> **ENTRIES SHOWN**
▬▬▬
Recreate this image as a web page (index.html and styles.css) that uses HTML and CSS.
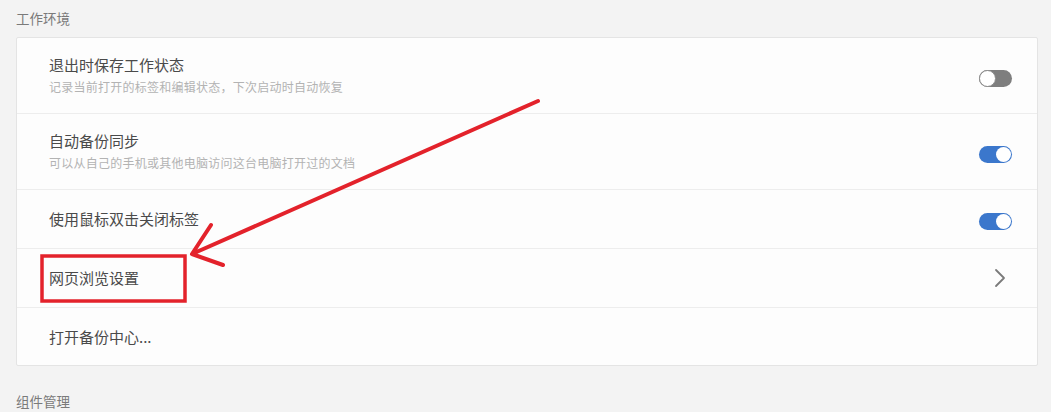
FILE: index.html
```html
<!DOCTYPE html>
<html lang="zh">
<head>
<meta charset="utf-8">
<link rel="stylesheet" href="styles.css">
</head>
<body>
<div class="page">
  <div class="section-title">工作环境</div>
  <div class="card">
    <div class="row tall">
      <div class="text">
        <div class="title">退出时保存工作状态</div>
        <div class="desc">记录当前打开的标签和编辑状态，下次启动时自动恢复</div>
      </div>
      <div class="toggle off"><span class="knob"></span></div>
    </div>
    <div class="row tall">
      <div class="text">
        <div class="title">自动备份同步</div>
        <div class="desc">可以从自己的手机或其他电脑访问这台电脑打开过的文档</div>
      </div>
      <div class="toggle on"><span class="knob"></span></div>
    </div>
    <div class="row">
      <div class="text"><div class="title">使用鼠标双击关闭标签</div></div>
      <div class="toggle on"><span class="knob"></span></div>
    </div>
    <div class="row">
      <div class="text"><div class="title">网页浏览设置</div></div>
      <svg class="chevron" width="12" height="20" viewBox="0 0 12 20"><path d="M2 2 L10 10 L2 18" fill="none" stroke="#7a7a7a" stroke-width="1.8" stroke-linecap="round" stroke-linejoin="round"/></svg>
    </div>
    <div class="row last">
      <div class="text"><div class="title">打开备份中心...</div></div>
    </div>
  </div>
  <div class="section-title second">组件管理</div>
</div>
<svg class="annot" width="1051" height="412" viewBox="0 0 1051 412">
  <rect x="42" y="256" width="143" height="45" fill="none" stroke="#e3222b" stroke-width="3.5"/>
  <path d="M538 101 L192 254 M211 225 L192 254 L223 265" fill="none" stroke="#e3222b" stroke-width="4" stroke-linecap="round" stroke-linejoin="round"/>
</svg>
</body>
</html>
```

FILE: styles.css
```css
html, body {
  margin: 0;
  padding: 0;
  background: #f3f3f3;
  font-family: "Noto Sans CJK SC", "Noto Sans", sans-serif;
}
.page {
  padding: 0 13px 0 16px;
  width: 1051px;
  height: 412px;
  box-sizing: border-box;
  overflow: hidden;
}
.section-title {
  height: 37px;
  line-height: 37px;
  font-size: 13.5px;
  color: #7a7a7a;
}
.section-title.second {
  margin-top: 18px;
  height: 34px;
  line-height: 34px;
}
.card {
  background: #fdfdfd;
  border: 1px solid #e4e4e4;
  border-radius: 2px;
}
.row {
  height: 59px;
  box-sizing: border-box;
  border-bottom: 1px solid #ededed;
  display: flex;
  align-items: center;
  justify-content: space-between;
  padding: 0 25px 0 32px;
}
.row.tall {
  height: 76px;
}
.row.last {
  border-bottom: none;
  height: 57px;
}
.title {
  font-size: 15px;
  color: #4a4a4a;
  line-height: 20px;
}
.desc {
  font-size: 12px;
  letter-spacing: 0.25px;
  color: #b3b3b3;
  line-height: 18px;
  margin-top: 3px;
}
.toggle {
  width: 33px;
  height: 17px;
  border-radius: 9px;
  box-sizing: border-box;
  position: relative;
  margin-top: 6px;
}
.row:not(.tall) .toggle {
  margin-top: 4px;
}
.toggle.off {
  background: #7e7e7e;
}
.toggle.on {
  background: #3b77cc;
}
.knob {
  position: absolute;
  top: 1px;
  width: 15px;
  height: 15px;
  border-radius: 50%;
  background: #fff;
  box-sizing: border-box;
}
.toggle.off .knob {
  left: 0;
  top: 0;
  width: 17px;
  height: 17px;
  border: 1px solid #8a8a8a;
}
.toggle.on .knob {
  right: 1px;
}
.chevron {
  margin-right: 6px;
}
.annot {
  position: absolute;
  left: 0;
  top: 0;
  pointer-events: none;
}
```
▬▬▬
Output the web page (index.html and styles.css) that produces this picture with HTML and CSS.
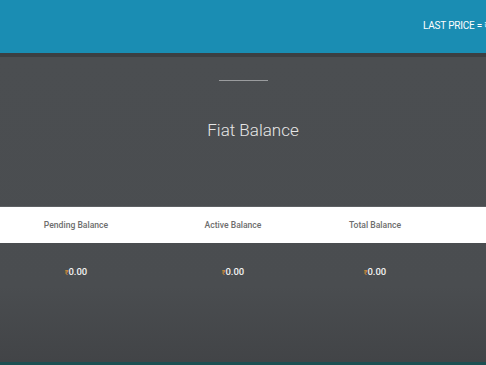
▬▬▬
> **THE EXERCISE**
List the lines of the material in which the word "index" occurs.

> **WRITTEN REPLY**
Recreate this image as a web page (index.html and styles.css) that uses HTML and CSS.
FILE: index.html
Output the web page (index.html and styles.css) that produces this picture with HTML and CSS.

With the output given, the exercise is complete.